Copy out, from the entries below, each line holding the string "page".
┄┄┄┄┄┄┄┄┄┄┄┄┄┄┄┄┄┄┄┄
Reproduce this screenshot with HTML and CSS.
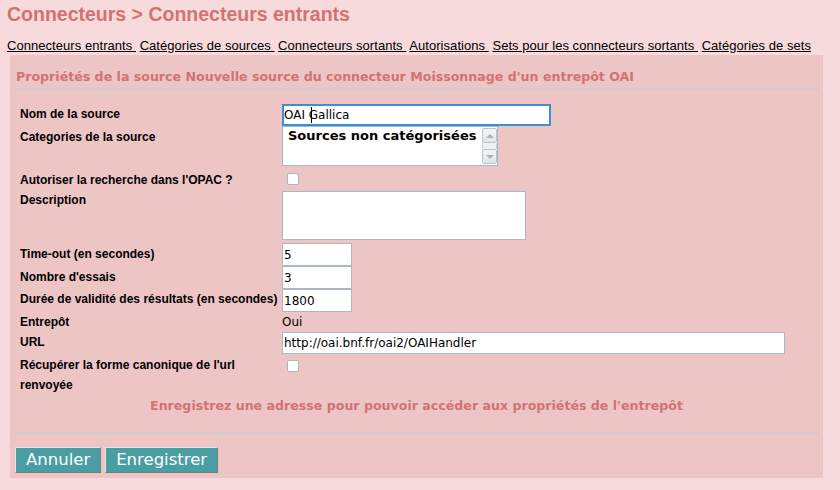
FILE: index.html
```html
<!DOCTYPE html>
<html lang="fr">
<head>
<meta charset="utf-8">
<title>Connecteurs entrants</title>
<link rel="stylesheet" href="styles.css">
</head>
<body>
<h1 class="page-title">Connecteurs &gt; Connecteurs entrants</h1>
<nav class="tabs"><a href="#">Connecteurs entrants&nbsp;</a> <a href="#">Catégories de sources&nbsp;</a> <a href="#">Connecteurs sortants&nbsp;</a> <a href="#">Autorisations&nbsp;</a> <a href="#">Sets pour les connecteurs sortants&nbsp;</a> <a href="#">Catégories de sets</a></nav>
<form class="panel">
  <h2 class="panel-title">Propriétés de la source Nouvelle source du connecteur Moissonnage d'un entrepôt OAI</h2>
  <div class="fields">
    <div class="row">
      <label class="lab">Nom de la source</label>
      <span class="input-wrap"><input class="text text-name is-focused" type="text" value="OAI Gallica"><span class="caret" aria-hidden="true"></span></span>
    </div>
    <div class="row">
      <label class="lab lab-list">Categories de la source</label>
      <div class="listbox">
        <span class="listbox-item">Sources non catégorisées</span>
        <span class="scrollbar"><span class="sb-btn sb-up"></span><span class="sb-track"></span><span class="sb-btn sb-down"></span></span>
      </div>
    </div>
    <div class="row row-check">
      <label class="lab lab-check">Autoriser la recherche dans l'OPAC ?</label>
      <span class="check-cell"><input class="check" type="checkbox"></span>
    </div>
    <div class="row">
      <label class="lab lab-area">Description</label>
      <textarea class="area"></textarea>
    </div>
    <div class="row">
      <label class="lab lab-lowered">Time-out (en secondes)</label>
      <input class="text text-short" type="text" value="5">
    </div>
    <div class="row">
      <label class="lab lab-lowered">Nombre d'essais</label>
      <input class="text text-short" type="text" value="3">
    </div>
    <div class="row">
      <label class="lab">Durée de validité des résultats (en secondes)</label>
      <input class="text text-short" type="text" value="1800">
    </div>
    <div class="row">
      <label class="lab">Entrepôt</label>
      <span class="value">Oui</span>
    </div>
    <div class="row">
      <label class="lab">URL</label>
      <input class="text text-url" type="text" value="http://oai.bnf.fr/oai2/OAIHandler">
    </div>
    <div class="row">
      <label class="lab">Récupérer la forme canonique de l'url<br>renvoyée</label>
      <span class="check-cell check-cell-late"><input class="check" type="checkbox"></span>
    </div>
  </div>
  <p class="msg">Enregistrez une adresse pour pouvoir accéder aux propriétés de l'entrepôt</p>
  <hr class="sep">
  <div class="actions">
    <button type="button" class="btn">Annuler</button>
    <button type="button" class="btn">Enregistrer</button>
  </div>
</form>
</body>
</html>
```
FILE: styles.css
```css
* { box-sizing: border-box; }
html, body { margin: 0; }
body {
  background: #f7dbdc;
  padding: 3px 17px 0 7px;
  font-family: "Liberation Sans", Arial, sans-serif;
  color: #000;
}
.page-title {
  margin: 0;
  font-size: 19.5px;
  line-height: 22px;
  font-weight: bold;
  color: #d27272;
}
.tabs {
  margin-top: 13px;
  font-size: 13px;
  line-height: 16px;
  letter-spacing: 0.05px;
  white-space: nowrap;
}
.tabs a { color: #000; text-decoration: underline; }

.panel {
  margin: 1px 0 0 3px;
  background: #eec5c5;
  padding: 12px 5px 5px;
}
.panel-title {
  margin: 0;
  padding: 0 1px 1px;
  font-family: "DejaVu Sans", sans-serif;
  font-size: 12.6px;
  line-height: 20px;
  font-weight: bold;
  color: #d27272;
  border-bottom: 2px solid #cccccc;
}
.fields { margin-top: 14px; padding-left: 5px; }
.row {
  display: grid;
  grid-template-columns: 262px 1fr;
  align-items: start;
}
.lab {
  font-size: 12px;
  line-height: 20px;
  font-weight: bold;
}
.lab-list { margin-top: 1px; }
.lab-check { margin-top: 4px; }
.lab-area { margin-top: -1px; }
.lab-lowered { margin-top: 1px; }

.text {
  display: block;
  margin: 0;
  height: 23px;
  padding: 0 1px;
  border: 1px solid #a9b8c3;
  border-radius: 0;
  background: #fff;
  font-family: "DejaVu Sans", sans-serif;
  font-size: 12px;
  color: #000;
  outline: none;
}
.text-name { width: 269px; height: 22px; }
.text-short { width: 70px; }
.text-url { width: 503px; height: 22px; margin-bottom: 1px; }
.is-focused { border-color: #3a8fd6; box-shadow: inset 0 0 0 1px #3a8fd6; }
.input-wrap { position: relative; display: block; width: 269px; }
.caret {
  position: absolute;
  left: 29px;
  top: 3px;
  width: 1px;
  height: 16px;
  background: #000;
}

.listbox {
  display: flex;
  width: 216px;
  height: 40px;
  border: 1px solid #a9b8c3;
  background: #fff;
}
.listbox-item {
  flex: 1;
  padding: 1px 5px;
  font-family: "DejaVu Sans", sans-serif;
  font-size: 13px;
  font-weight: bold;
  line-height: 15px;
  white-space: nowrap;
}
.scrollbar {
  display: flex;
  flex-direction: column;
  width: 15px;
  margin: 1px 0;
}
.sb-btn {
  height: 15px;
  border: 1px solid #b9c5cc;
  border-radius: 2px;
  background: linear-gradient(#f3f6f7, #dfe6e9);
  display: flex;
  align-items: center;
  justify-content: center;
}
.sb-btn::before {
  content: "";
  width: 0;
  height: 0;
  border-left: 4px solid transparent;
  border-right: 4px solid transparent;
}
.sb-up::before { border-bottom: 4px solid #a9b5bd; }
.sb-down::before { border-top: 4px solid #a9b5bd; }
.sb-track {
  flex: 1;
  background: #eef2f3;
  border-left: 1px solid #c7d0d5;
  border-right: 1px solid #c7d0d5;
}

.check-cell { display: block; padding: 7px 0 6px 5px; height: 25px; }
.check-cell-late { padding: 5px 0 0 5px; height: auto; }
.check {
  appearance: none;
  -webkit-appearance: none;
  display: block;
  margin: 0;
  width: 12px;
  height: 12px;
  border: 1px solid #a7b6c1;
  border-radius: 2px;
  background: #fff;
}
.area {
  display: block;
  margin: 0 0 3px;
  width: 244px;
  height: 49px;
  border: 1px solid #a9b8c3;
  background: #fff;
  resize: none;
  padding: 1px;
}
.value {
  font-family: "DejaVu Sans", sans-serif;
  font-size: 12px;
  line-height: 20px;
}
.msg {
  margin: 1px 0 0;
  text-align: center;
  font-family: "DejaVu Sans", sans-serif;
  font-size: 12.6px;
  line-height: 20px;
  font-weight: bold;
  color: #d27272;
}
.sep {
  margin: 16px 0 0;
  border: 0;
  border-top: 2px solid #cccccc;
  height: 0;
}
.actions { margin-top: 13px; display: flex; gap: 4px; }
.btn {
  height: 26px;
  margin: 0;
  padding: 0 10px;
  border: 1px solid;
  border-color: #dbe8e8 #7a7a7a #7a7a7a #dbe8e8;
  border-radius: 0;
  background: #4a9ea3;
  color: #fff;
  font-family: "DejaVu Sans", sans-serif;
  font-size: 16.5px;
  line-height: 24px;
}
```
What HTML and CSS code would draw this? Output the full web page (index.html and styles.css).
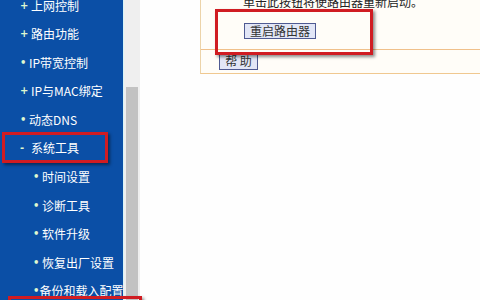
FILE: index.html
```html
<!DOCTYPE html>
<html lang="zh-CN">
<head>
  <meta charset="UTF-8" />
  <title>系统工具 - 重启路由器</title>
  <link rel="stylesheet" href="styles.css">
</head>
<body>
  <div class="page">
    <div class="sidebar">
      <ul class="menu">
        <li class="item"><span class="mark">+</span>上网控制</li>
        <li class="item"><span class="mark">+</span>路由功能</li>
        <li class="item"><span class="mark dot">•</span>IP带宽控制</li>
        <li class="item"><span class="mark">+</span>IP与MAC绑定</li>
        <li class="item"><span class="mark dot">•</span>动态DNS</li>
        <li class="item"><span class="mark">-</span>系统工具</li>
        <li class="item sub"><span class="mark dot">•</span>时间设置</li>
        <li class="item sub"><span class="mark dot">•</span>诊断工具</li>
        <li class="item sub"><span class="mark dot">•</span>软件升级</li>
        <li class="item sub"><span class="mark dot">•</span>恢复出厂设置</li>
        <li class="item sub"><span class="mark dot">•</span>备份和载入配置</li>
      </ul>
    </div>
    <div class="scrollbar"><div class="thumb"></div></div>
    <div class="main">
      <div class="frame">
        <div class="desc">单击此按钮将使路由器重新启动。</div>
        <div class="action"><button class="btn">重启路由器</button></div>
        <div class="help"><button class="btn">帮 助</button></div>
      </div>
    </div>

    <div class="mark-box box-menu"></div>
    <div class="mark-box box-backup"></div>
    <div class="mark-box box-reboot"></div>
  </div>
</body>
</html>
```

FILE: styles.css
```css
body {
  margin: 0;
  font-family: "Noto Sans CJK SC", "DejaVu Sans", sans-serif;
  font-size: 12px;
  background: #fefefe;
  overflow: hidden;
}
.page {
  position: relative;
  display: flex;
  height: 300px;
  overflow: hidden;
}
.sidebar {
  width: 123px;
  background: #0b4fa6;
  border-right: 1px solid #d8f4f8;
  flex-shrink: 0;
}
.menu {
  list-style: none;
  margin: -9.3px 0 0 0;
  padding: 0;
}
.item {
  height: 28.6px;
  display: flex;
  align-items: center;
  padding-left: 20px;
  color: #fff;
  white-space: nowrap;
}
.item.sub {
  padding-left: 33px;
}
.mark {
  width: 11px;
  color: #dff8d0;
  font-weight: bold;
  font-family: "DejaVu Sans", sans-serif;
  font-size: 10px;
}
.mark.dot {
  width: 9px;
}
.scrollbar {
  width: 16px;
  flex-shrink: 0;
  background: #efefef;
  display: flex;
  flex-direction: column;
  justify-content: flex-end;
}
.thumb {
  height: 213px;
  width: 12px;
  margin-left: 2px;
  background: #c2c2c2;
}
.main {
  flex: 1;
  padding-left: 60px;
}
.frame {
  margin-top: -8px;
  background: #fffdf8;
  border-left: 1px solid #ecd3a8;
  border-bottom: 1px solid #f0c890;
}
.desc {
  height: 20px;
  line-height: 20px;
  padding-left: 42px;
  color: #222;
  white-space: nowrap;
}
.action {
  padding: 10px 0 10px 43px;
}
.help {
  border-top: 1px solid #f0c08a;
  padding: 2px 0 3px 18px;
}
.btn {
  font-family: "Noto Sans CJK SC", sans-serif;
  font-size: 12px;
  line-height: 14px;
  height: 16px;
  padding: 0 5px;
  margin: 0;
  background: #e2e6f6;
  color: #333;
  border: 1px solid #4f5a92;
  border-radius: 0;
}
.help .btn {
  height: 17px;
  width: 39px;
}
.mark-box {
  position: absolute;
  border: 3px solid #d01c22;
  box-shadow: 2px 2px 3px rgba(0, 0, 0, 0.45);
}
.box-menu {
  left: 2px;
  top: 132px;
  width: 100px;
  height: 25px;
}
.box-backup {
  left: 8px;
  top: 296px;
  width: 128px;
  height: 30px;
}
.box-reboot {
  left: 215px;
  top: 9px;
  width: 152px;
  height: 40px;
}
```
┄┄┄┄┄┄┄┄┄┄┄┄┄┄┄┄┄┄┄┄
Solution |
<h1 class="page-title">Connecteurs &gt; Connecteurs entrants</h1>
.page-title {
What HTML and CSS code would draw this? Output the full web page (index.html and styles.css).
  <div class="page">
.page {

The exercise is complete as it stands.